> **Information shown**:

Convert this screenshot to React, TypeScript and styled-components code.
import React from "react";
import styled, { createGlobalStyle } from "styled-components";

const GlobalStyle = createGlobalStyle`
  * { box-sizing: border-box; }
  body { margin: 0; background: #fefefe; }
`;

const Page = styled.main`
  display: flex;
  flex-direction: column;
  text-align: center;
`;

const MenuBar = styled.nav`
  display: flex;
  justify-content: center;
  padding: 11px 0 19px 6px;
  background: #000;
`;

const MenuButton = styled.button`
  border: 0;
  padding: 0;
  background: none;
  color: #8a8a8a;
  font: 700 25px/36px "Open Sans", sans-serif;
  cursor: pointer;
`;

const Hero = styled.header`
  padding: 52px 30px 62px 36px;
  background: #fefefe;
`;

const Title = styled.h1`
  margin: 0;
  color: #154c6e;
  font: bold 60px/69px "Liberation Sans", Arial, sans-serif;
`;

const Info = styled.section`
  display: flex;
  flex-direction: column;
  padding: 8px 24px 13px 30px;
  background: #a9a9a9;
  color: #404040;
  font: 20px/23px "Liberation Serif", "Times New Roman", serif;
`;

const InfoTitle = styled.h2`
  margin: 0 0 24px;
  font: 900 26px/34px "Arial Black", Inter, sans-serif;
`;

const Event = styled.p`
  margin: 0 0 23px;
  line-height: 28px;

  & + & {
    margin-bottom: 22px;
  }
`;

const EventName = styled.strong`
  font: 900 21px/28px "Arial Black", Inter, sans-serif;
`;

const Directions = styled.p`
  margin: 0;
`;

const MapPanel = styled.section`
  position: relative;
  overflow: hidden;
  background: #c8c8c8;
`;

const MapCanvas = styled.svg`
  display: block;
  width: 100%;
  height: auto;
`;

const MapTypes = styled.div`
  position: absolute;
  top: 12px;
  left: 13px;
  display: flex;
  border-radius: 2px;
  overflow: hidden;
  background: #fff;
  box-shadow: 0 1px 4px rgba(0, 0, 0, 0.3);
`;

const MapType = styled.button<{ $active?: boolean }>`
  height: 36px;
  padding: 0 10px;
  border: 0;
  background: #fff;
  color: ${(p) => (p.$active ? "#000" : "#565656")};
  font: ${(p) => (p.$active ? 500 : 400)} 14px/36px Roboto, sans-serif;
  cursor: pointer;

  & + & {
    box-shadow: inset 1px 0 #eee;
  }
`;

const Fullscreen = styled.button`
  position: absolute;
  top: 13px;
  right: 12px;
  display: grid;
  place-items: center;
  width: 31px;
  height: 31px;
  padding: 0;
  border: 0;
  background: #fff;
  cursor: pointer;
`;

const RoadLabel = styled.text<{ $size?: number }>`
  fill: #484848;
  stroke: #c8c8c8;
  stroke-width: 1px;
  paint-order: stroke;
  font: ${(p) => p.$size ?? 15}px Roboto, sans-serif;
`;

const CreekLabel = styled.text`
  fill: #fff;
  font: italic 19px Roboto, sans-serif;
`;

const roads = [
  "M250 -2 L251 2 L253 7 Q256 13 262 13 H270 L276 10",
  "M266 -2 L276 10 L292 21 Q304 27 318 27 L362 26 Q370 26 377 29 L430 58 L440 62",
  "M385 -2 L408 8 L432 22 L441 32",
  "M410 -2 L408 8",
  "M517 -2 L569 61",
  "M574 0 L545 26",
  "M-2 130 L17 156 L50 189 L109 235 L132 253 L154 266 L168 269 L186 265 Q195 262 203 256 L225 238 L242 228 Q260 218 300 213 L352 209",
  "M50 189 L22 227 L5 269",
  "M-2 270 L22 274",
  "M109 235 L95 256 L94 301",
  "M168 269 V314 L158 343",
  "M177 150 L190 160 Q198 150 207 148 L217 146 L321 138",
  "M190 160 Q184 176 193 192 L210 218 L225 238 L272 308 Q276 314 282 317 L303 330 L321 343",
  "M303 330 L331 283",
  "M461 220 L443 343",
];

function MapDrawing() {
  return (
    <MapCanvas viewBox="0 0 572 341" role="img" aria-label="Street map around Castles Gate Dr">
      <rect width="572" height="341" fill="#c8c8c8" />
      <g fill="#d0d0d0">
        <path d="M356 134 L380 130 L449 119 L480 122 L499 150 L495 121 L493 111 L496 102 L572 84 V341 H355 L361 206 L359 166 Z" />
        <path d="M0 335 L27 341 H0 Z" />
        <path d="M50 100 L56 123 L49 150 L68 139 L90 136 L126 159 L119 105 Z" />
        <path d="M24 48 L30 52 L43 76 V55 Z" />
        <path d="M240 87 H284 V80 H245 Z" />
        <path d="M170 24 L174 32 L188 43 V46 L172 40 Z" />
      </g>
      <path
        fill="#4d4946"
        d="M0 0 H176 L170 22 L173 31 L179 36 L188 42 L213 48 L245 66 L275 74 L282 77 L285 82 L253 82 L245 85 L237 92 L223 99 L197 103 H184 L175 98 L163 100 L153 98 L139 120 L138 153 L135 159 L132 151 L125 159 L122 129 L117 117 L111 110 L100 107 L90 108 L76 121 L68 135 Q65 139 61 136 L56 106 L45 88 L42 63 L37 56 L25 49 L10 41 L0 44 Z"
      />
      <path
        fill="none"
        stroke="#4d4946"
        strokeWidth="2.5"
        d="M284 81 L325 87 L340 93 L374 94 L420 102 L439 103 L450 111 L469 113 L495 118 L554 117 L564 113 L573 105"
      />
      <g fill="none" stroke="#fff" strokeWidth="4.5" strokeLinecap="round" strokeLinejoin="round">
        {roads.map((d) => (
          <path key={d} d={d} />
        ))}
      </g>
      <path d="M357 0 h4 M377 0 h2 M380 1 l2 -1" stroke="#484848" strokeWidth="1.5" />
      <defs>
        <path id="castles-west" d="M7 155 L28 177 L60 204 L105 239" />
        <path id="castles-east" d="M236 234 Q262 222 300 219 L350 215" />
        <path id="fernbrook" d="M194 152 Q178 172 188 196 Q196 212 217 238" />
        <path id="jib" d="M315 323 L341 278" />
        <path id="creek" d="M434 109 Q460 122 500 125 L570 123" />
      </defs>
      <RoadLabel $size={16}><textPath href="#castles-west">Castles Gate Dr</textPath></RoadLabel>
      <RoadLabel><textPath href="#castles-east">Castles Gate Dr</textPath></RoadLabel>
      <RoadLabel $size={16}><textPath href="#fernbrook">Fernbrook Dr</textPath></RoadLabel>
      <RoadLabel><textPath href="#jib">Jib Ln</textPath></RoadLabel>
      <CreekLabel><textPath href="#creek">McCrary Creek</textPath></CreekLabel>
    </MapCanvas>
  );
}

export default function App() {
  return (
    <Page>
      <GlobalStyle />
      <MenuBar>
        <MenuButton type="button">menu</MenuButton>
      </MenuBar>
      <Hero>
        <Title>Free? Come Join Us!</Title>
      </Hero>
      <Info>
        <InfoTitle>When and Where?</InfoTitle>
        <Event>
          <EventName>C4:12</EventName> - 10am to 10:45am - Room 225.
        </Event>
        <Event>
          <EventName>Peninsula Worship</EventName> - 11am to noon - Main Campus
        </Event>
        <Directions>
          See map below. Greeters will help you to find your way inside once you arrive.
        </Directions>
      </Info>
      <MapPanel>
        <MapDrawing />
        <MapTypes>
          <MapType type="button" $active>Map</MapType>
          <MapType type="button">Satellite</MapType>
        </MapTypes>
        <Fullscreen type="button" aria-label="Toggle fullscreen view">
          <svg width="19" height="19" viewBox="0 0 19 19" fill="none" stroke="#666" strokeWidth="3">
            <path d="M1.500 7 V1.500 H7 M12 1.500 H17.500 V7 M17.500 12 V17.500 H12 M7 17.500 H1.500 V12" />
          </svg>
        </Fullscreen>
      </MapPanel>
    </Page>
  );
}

> **Given request**: Every line above should be printed again exactly as it stands.

> **Exercise solution**:
Convert this screenshot to React, TypeScript and styled-components code.
import React from "react";
import styled, { createGlobalStyle } from "styled-components";

const GlobalStyle = createGlobalStyle`
  * { box-sizing: border-box; }
  body { margin: 0; background: #fefefe; }
`;

const Page = styled.main`
  display: flex;
  flex-direction: column;
  text-align: center;
`;

const MenuBar = styled.nav`
  display: flex;
  justify-content: center;
  padding: 11px 0 19px 6px;
  background: #000;
`;

const MenuButton = styled.button`
  border: 0;
  padding: 0;
  background: none;
  color: #8a8a8a;
  font: 700 25px/36px "Open Sans", sans-serif;
  cursor: pointer;
`;

const Hero = styled.header`
  padding: 52px 30px 62px 36px;
  background: #fefefe;
`;

const Title = styled.h1`
  margin: 0;
  color: #154c6e;
  font: bold 60px/69px "Liberation Sans", Arial, sans-serif;
`;

const Info = styled.section`
  display: flex;
  flex-direction: column;
  padding: 8px 24px 13px 30px;
  background: #a9a9a9;
  color: #404040;
  font: 20px/23px "Liberation Serif", "Times New Roman", serif;
`;

const InfoTitle = styled.h2`
  margin: 0 0 24px;
  font: 900 26px/34px "Arial Black", Inter, sans-serif;
`;

const Event = styled.p`
  margin: 0 0 23px;
  line-height: 28px;

  & + & {
    margin-bottom: 22px;
  }
`;

const EventName = styled.strong`
  font: 900 21px/28px "Arial Black", Inter, sans-serif;
`;

const Directions = styled.p`
  margin: 0;
`;

const MapPanel = styled.section`
  position: relative;
  overflow: hidden;
  background: #c8c8c8;
`;

const MapCanvas = styled.svg`
  display: block;
  width: 100%;
  height: auto;
`;

const MapTypes = styled.div`
  position: absolute;
  top: 12px;
  left: 13px;
  display: flex;
  border-radius: 2px;
  overflow: hidden;
  background: #fff;
  box-shadow: 0 1px 4px rgba(0, 0, 0, 0.3);
`;

const MapType = styled.button<{ $active?: boolean }>`
  height: 36px;
  padding: 0 10px;
  border: 0;
  background: #fff;
  color: ${(p) => (p.$active ? "#000" : "#565656")};
  font: ${(p) => (p.$active ? 500 : 400)} 14px/36px Roboto, sans-serif;
  cursor: pointer;

  & + & {
    box-shadow: inset 1px 0 #eee;
  }
`;

const Fullscreen = styled.button`
  position: absolute;
  top: 13px;
  right: 12px;
  display: grid;
  place-items: center;
  width: 31px;
  height: 31px;
  padding: 0;
  border: 0;
  background: #fff;
  cursor: pointer;
`;

const RoadLabel = styled.text<{ $size?: number }>`
  fill: #484848;
  stroke: #c8c8c8;
  stroke-width: 1px;
  paint-order: stroke;
  font: ${(p) => p.$size ?? 15}px Roboto, sans-serif;
`;

const CreekLabel = styled.text`
  fill: #fff;
  font: italic 19px Roboto, sans-serif;
`;

const roads = [
  "M250 -2 L251 2 L253 7 Q256 13 262 13 H270 L276 10",
  "M266 -2 L276 10 L292 21 Q304 27 318 27 L362 26 Q370 26 377 29 L430 58 L440 62",
  "M385 -2 L408 8 L432 22 L441 32",
  "M410 -2 L408 8",
  "M517 -2 L569 61",
  "M574 0 L545 26",
  "M-2 130 L17 156 L50 189 L109 235 L132 253 L154 266 L168 269 L186 265 Q195 262 203 256 L225 238 L242 228 Q260 218 300 213 L352 209",
  "M50 189 L22 227 L5 269",
  "M-2 270 L22 274",
  "M109 235 L95 256 L94 301",
  "M168 269 V314 L158 343",
  "M177 150 L190 160 Q198 150 207 148 L217 146 L321 138",
  "M190 160 Q184 176 193 192 L210 218 L225 238 L272 308 Q276 314 282 317 L303 330 L321 343",
  "M303 330 L331 283",
  "M461 220 L443 343",
];

function MapDrawing() {
  return (
    <MapCanvas viewBox="0 0 572 341" role="img" aria-label="Street map around Castles Gate Dr">
      <rect width="572" height="341" fill="#c8c8c8" />
      <g fill="#d0d0d0">
        <path d="M356 134 L380 130 L449 119 L480 122 L499 150 L495 121 L493 111 L496 102 L572 84 V341 H355 L361 206 L359 166 Z" />
        <path d="M0 335 L27 341 H0 Z" />
        <path d="M50 100 L56 123 L49 150 L68 139 L90 136 L126 159 L119 105 Z" />
        <path d="M24 48 L30 52 L43 76 V55 Z" />
        <path d="M240 87 H284 V80 H245 Z" />
        <path d="M170 24 L174 32 L188 43 V46 L172 40 Z" />
      </g>
      <path
        fill="#4d4946"
        d="M0 0 H176 L170 22 L173 31 L179 36 L188 42 L213 48 L245 66 L275 74 L282 77 L285 82 L253 82 L245 85 L237 92 L223 99 L197 103 H184 L175 98 L163 100 L153 98 L139 120 L138 153 L135 159 L132 151 L125 159 L122 129 L117 117 L111 110 L100 107 L90 108 L76 121 L68 135 Q65 139 61 136 L56 106 L45 88 L42 63 L37 56 L25 49 L10 41 L0 44 Z"
      />
      <path
        fill="none"
        stroke="#4d4946"
        strokeWidth="2.5"
        d="M284 81 L325 87 L340 93 L374 94 L420 102 L439 103 L450 111 L469 113 L495 118 L554 117 L564 113 L573 105"
      />
      <g fill="none" stroke="#fff" strokeWidth="4.5" strokeLinecap="round" strokeLinejoin="round">
        {roads.map((d) => (
          <path key={d} d={d} />
        ))}
      </g>
      <path d="M357 0 h4 M377 0 h2 M380 1 l2 -1" stroke="#484848" strokeWidth="1.5" />
      <defs>
        <path id="castles-west" d="M7 155 L28 177 L60 204 L105 239" />
        <path id="castles-east" d="M236 234 Q262 222 300 219 L350 215" />
        <path id="fernbrook" d="M194 152 Q178 172 188 196 Q196 212 217 238" />
        <path id="jib" d="M315 323 L341 278" />
        <path id="creek" d="M434 109 Q460 122 500 125 L570 123" />
      </defs>
      <RoadLabel $size={16}><textPath href="#castles-west">Castles Gate Dr</textPath></RoadLabel>
      <RoadLabel><textPath href="#castles-east">Castles Gate Dr</textPath></RoadLabel>
      <RoadLabel $size={16}><textPath href="#fernbrook">Fernbrook Dr</textPath></RoadLabel>
      <RoadLabel><textPath href="#jib">Jib Ln</textPath></RoadLabel>
      <CreekLabel><textPath href="#creek">McCrary Creek</textPath></CreekLabel>
    </MapCanvas>
  );
}

export default function App() {
  return (
    <Page>
      <GlobalStyle />
      <MenuBar>
        <MenuButton type="button">menu</MenuButton>
      </MenuBar>
      <Hero>
        <Title>Free? Come Join Us!</Title>
      </Hero>
      <Info>
        <InfoTitle>When and Where?</InfoTitle>
        <Event>
          <EventName>C4:12</EventName> - 10am to 10:45am - Room 225.
        </Event>
        <Event>
          <EventName>Peninsula Worship</EventName> - 11am to noon - Main Campus
        </Event>
        <Directions>
          See map below. Greeters will help you to find your way inside once you arrive.
        </Directions>
      </Info>
      <MapPanel>
        <MapDrawing />
        <MapTypes>
          <MapType type="button" $active>Map</MapType>
          <MapType type="button">Satellite</MapType>
        </MapTypes>
        <Fullscreen type="button" aria-label="Toggle fullscreen view">
          <svg width="19" height="19" viewBox="0 0 19 19" fill="none" stroke="#666" strokeWidth="3">
            <path d="M1.500 7 V1.500 H7 M12 1.500 H17.500 V7 M17.500 12 V17.500 H12 M7 17.500 H1.500 V12" />
          </svg>
        </Fullscreen>
      </MapPanel>
    </Page>
  );
}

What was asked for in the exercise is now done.